··· Dataset extract

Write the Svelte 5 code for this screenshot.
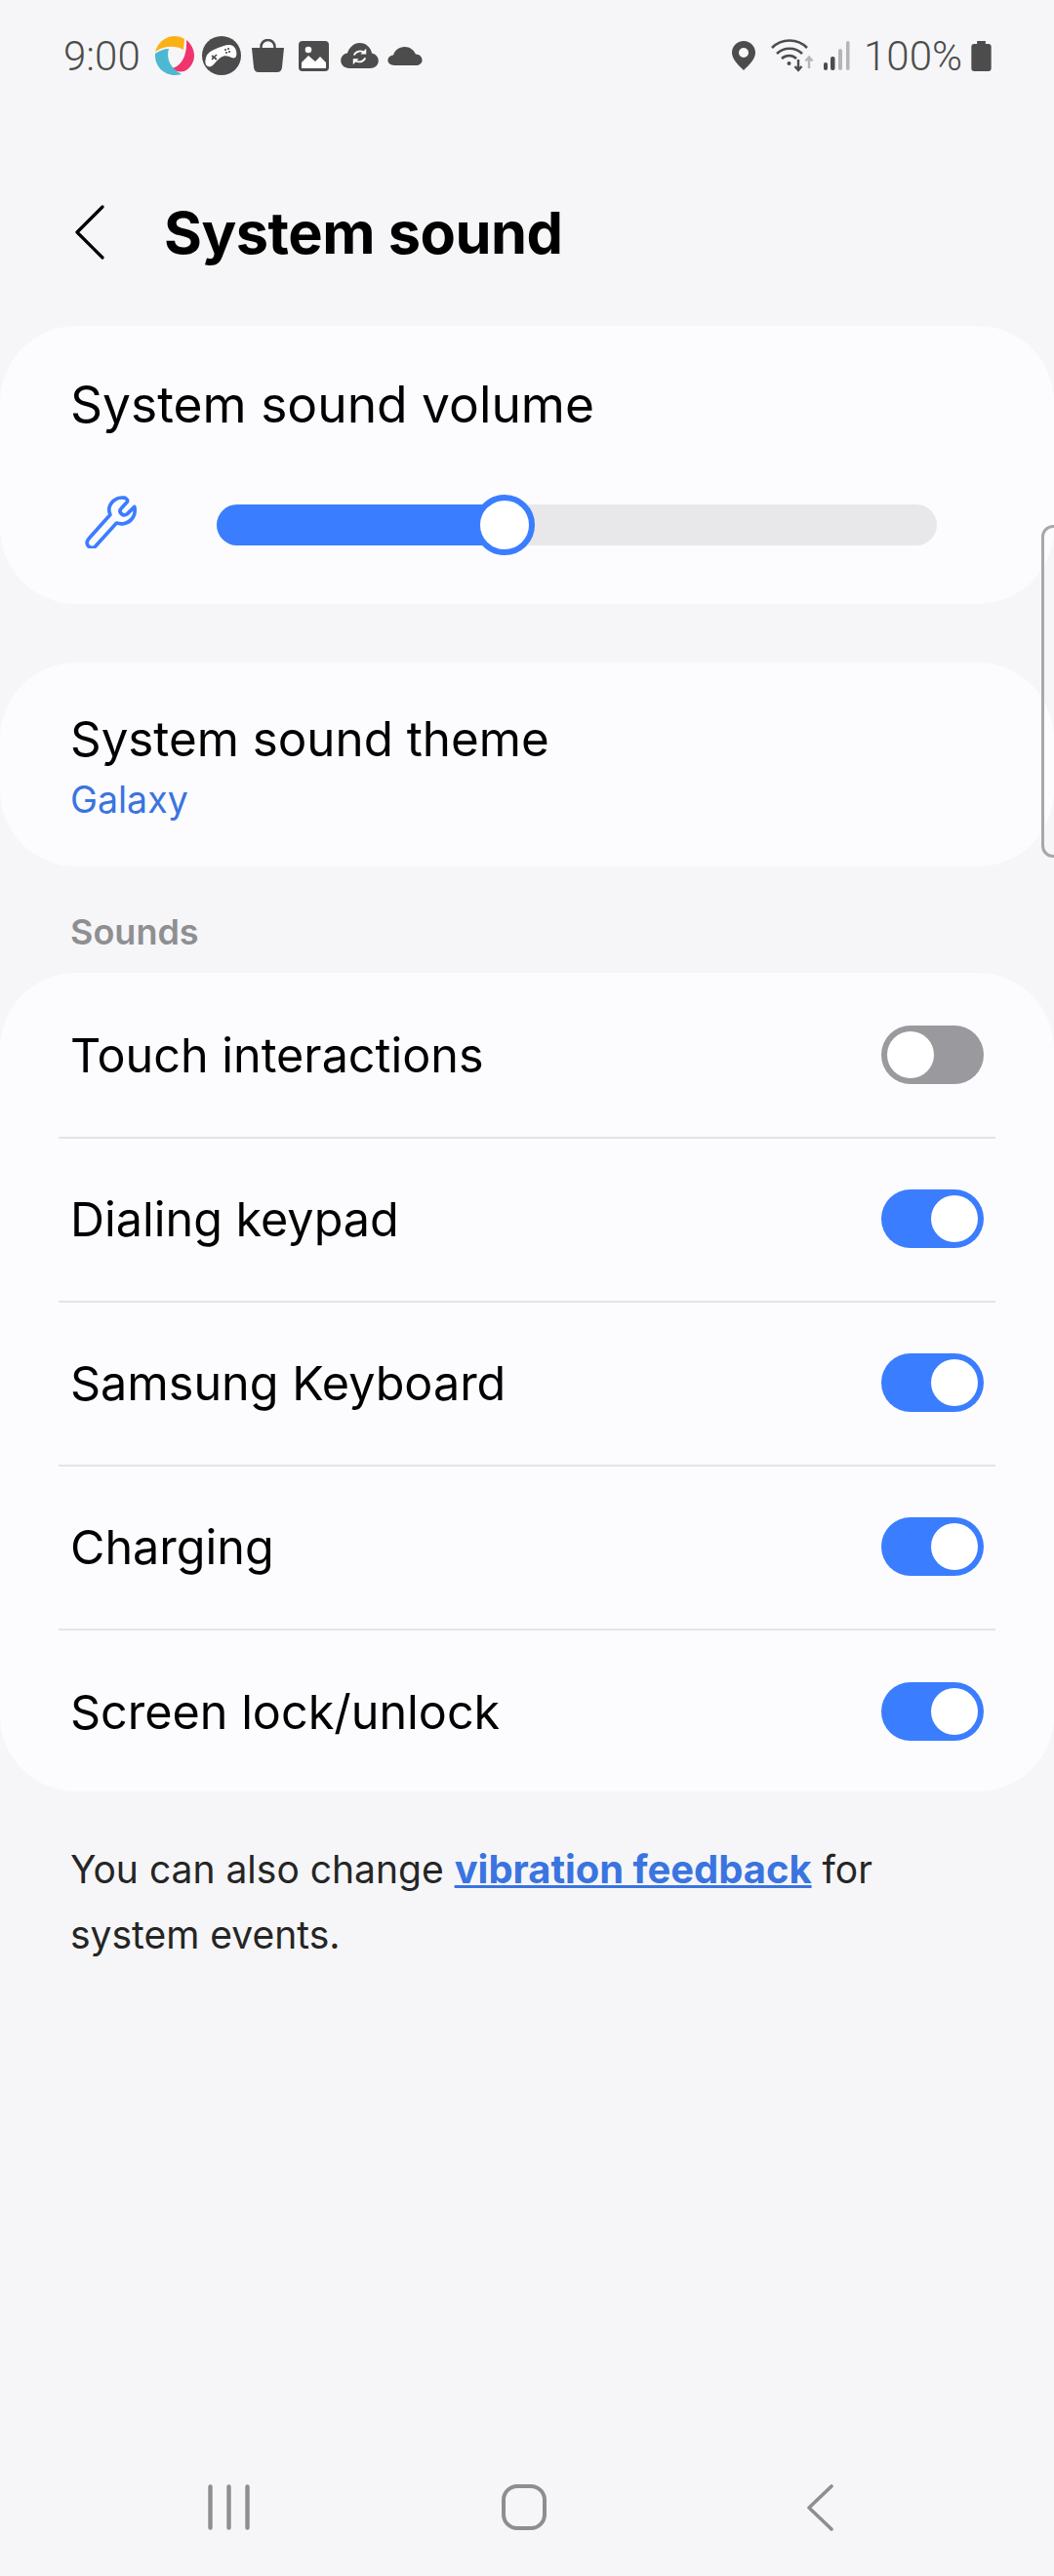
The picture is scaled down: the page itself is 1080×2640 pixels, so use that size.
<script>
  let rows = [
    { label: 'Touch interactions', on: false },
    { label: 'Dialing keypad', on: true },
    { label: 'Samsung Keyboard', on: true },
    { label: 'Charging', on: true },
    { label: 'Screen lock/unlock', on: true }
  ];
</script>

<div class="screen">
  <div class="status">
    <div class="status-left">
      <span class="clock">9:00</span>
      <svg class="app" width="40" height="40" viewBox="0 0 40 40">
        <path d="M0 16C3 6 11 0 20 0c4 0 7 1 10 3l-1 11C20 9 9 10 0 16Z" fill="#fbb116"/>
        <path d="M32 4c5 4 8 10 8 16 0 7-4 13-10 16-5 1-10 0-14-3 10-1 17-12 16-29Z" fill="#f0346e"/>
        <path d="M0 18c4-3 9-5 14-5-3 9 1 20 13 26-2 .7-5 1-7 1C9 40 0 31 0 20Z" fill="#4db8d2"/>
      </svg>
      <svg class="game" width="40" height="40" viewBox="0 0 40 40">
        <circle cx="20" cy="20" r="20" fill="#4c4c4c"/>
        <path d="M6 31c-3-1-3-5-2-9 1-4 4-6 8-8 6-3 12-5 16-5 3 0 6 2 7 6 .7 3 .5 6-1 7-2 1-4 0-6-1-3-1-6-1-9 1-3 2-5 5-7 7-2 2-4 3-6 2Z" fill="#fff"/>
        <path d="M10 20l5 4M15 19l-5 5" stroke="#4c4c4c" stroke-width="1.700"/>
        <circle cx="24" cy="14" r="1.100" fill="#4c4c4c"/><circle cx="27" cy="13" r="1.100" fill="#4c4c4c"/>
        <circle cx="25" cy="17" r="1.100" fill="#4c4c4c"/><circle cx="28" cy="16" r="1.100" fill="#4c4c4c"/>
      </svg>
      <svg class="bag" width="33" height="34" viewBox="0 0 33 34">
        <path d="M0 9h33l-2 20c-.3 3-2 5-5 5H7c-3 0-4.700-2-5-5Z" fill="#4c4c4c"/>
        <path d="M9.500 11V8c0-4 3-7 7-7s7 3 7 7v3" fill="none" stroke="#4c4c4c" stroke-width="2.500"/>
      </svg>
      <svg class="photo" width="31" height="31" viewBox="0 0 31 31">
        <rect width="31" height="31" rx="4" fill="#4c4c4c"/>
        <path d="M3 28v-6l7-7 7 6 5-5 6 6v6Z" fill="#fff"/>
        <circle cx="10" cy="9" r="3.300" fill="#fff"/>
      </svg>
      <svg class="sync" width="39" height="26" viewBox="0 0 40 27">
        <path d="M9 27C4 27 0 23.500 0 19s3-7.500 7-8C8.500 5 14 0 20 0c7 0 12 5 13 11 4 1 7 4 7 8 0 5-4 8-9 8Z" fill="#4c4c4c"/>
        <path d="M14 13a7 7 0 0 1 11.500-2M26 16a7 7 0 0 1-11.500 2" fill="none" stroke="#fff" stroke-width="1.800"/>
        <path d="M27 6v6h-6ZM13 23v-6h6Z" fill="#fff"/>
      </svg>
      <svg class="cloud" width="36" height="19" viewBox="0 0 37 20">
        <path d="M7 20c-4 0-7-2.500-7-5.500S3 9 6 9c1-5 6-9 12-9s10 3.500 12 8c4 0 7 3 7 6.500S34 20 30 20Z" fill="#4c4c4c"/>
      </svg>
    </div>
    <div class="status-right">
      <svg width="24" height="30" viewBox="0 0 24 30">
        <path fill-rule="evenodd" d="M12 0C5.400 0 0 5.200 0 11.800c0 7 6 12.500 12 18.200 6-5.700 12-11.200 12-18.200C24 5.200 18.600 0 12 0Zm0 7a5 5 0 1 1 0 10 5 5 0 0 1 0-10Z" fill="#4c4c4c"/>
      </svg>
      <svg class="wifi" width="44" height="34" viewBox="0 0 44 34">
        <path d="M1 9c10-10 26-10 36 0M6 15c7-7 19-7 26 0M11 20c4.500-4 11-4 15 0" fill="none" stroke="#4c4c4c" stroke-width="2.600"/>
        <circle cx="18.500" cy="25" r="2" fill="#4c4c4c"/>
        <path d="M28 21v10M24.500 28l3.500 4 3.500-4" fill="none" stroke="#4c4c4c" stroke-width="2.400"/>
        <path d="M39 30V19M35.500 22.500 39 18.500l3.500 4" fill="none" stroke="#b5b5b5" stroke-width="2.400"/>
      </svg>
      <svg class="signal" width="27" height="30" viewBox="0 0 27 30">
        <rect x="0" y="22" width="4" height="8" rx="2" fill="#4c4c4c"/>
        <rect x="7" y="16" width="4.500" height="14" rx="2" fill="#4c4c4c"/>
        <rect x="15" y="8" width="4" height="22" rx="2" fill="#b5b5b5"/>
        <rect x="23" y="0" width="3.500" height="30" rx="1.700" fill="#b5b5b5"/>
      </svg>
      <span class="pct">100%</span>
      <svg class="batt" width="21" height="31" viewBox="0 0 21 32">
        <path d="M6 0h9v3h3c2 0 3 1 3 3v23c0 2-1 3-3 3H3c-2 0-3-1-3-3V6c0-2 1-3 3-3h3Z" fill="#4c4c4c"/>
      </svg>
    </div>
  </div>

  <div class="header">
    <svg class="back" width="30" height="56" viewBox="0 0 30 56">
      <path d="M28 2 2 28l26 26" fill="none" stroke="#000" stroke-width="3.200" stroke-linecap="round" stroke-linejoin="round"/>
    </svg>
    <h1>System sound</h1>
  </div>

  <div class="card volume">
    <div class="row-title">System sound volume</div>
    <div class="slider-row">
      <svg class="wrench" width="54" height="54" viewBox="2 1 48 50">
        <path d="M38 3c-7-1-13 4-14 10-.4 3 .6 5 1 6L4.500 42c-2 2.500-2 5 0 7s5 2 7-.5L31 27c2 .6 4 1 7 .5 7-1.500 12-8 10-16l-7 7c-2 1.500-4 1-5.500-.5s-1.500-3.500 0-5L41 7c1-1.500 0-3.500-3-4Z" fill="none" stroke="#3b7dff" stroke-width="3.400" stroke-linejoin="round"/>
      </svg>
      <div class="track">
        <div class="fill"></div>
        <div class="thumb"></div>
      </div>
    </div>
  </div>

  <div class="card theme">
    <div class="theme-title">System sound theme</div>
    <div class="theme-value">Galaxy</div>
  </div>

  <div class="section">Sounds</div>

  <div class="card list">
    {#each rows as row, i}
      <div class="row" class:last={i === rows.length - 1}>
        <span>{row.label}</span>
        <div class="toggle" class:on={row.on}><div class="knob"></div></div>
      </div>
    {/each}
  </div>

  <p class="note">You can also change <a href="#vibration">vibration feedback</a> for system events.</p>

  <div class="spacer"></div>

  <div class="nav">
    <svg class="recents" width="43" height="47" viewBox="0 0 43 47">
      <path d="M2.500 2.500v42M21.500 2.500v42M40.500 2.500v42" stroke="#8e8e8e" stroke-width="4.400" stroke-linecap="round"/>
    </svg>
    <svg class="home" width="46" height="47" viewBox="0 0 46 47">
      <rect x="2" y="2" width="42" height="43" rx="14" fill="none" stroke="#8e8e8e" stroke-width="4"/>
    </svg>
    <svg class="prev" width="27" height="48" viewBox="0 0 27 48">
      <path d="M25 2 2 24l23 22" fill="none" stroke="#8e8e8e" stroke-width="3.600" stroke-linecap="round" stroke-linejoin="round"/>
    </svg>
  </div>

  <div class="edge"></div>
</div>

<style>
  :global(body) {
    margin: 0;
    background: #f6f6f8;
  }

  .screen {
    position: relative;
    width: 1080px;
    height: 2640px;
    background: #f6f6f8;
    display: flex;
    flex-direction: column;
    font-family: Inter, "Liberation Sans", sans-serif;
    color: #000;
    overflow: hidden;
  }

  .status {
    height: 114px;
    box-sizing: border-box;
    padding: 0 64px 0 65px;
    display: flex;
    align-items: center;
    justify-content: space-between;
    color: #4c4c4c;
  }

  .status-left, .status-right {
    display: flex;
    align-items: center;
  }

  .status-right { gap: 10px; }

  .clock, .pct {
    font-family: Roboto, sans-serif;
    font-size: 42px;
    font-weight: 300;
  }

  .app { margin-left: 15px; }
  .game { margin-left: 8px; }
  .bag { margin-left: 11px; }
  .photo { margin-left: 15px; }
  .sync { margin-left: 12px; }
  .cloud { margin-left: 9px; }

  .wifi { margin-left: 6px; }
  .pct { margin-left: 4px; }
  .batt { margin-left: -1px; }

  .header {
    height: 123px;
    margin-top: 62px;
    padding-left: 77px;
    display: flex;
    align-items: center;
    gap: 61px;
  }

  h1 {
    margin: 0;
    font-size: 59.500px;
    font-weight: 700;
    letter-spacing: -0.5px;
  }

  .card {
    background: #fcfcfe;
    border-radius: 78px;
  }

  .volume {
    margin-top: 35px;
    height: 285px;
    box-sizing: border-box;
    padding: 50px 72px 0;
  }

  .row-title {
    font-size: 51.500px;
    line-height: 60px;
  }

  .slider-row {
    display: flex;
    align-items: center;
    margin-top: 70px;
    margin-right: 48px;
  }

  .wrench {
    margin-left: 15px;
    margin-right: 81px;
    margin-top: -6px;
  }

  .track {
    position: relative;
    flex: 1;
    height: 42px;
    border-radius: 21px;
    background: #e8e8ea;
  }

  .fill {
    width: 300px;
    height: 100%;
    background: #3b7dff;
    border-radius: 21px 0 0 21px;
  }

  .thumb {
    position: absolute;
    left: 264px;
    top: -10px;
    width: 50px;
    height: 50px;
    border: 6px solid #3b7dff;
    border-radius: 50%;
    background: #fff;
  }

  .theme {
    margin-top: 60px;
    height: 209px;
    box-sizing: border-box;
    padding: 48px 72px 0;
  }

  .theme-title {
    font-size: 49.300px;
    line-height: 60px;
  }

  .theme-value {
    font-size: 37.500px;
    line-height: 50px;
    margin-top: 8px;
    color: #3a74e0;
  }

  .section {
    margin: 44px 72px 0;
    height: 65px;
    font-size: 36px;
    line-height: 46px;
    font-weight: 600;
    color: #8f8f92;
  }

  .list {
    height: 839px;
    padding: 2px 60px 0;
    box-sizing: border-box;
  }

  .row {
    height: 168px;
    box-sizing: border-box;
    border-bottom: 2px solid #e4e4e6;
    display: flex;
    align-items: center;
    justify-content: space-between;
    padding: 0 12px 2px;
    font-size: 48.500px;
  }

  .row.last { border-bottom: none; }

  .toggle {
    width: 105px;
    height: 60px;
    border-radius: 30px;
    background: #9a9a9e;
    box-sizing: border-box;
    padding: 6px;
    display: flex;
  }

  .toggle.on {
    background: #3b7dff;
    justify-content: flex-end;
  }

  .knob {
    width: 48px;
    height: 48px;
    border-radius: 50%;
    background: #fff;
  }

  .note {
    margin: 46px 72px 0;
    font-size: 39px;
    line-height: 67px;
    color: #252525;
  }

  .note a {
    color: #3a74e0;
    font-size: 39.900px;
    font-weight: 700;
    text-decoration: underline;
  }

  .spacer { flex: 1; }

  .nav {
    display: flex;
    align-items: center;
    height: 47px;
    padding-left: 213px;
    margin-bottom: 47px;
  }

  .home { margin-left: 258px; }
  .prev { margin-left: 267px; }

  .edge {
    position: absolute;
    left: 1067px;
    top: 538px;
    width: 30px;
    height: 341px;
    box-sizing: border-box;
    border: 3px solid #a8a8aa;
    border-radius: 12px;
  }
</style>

······

Exercise instructions: Go through the material above and count the lines that contain "size"; answer with the number alone.

Reply to the exercise: 10